The piper gurnard (Trigla lyra), also known as the piper or the lyre gurnard, is a species of marine, demersal ray-finned fish from the family Triglidae, the gurnards and sea robins. It is found in the eastern Atlantic Ocean and the Mediterranean Sea. It is the only species in the monotypic genus Trigla.

==Taxonomy==
The piper gurnard was first formally described in 1758 by Carl Linnaeus in the 10th edition of his Systema Naturae with its type locality given as "British Seas". It is the only species in the monotypic genus Trigla which is classified within the subfamily Triglinae, within the family Triglidae. In 1883 David Starr Jordan and Charles Henry Gilbert designated this species as the type species of the genus Trigla, which was not thought to be monotypic at that time. The genus name, Trigla, is a classical name for the red mullet (Mullus barbatus); Artedi thought the red mullet and the gurnards were the same because fishes from both taxa are known to create sounds taken out of the water as well as being red in colour. Linnaeus realised they were different and classified Trigla as a gurnard, in contradiction of the ancient usage. The specific name lyra means "lyre", an allusion Linnaeus did not explain; it may refer to the protuberances, plates and spines of the head together creating a lyre-like shape when looked at from above.

In addition to the extant piper gurnard, a few fossil Trigla species have also been described. †Trigla licatae Sauvage, 1870 is known from an imperfect skeleton from the Late Miocene (Messinian) of Italy, while †Trigla infausta Heckel, 1861 is known from a partial articulated skeleton from the Leitha Limestone of Austria. The placement of T. infausta as a species of Trigla is uncertain. †T. nardii de Bosniaski, 1878 is a nomen nudum from the Late Miocene of Italy, while †T. simonellii Bonomi, 1896 from the Late Miocene of Italy is a small, indeterminate fish.

==Description==
The piper gurnard has a large head bearing numerous spines and ridges, but lacking a deep occipital groove. The first dorsal fin has between 8 and 10 spines, the forward edge of the first dorsal fin spine is smooth. Both the second dorsal and the anal fin contain 15 or 16 soft rays. There are no scales on the breast and the belly is only partially covered in scales. The scales in the lateral line are small and tubular. The caudal fin is slightly concave. The pelvic fins are well developed and have a single spine and 5 soft rays. The pectoral fins are even larger, reaching up to the front rays of the second dorsal fin and the lower 3 rays are separate, thickened and fingerlike, as is typical of the gurnards. The upper body us red in colour while the lower body is pale. The anal and pectoral fin membranes are dusky, marked with small blue spots. The maximum published total length for this species is 60 cm, although 30 cm is more usual.

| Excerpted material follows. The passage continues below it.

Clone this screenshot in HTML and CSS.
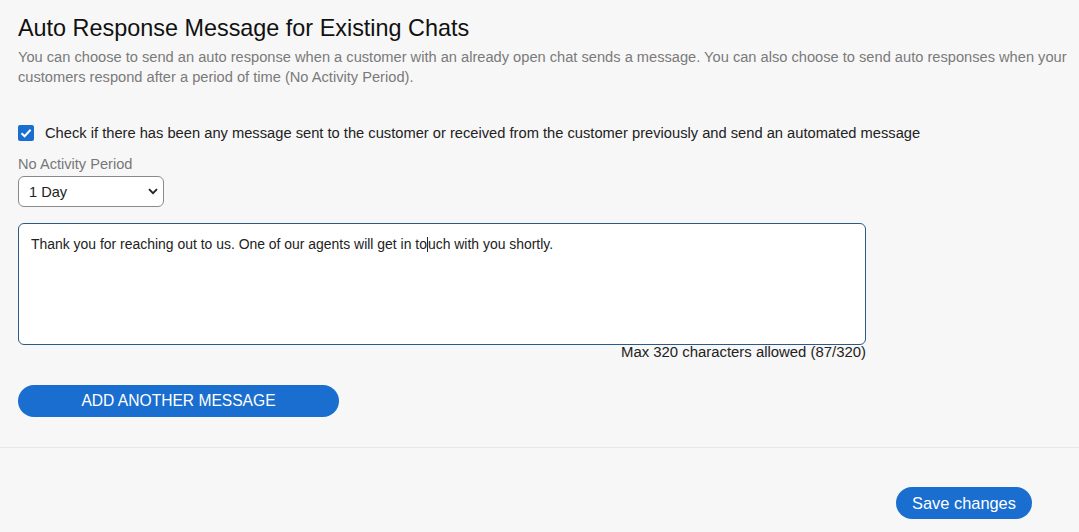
FILE: index.html
```html
<!DOCTYPE html>
<html>
<head>
<meta charset="utf-8">
<link rel="stylesheet" href="styles.css">
</head>
<body>
<main class="page">
  <section class="section">
    <h1 class="title">Auto Response Message for Existing Chats</h1>
    <p class="desc">You can choose to send an auto response when a customer with an already open chat sends a message. You can also choose to send auto responses when your customers respond after a period of time (No Activity Period).</p>

    <label class="check-row">
      <span class="checkbox">
        <svg width="16" height="16" viewBox="0 0 16 16"><rect width="16" height="16" rx="2" fill="#1a6ecf"/><path d="M3.5 8.2 L6.6 11.2 L12.6 4.8" fill="none" stroke="#fff" stroke-width="2"/></svg>
      </span>
      <span class="check-text">Check if there has been any message sent to the customer or received from the customer previously and send an automated message</span>
    </label>

    <div class="field-label">No Activity Period</div>
    <div class="select">
      <span>1 Day</span>
      <svg width="10" height="7" viewBox="0 0 10 7"><path d="M1 1.2 L5 5.2 L9 1.2" fill="none" stroke="#222" stroke-width="1.8"/></svg>
    </div>

    <div class="textarea">Thank you for reaching out to us. One of our agents will get in to<span class="caret"></span>uch with you shortly.</div>
    <div class="counter">Max 320 characters allowed (87/320)</div>

    <button class="btn-add">ADD ANOTHER MESSAGE</button>
  </section>
  <footer class="footer">
    <button class="btn-save">Save changes</button>
  </footer>
</main>
</body>
</html>
```

FILE: styles.css
```css
html, body {
  margin: 0;
  padding: 0;
  background: #f7f7f7;
  font-family: "Liberation Sans", Arial, sans-serif;
  color: #222;
}
.page {
  width: 1079px;
  height: 532px;
  overflow: hidden;
}
.section {
  padding: 14px 6px 30px 18px;
  border-bottom: 1px solid #e8e8e8;
}
.title {
  margin: 0;
  font-size: 23.4px;
  font-weight: normal;
  line-height: 28px;
  color: #111;
}
.desc {
  margin: 5px 0 0 0;
  font-size: 14.65px;
  line-height: 20px;
  color: #7a7a7a;
}
.check-row {
  display: flex;
  align-items: center;
  margin-top: 36px;
  gap: 11px;
}
.checkbox {
  display: flex;
  width: 16px;
  height: 16px;
}
.check-text {
  font-size: 14.7px;
  line-height: 20px;
  color: #222;
}
.field-label {
  margin-top: 11px;
  font-size: 14.6px;
  line-height: 20px;
  color: #777;
}
.select {
  margin-top: 2px;
  box-sizing: border-box;
  width: 146px;
  height: 31px;
  border: 1px solid #8a8a8a;
  border-radius: 6px;
  background: #fff;
  display: flex;
  align-items: center;
  justify-content: space-between;
  padding: 0 5px 0 10px;
  font-size: 14.6px;
}
.textarea {
  margin-top: 16px;
  box-sizing: border-box;
  width: 848px;
  height: 122px;
  border: 1px solid #2b5a86;
  border-radius: 6px;
  background: #fff;
  padding: 11px 12px;
  font-size: 13.95px;
  line-height: 18px;
  color: #222;
}
.caret {
  display: inline-block;
  width: 1px;
  height: 15px;
  background: #222;
  vertical-align: -3px;
}
.counter {
  width: 848px;
  text-align: right;
  font-size: 14.9px;
  line-height: 15px;
  margin-top: 0;
  color: #222;
}
.btn-add {
  margin-top: 25px;
  width: 321px;
  height: 32px;
  border: none;
  border-radius: 16px;
  background: #1a6ecf;
  color: #fff;
  font-family: "Liberation Sans", Arial, sans-serif;
  font-size: 15.6px;
  display: block;
}
.footer {
  display: flex;
  justify-content: flex-end;
  padding: 39px 47px 0 0;
}
.btn-save {
  width: 136px;
  height: 32px;
  border: none;
  border-radius: 16px;
  background: #1a6ecf;
  color: #fff;
  font-family: "Liberation Sans", Arial, sans-serif;
  font-size: 16.4px;
}
```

==Distribution and habitat==
The piper gurnard is found in the eastern Atlantic from Scotland south to Walvis Bay in Namibia, including the Macaronesian Islands and the Gulf of Guinea Islands, it is found in the Mediterranean Sea but not the Black Sea. It is a deepwater demersal fish found at depths as deep as 700 m and prefers sandy and muddy substrates.

==Biology==
The piper gurnard has a diet dominated by crustaceans, especially the neritic species, like schools of shrimps, but also benthic species, such as crabs and hermit crabs. It will also eat echinoderms , particularly the brittle stars, polychaetes and the small benthic fishes. Sexual maturity is attained at around 30 cm and the pelagic eggs are spawned in the summer months. The larvae are already armoured with bony plates and some spines. These fish may live for up to 7 years.

==Fisheries==
The piper gurnard is not targeted, and not exported, in the eastern central Atlantic but it is caught and consumed on local scales. However, in the Mediterranean this species is subjected to a commercial fishery and is a regular item for sale in markets in Morocco, Greece and Turkey, ad occasionally elsewhere. the flesh is sold fresh or refrigerated.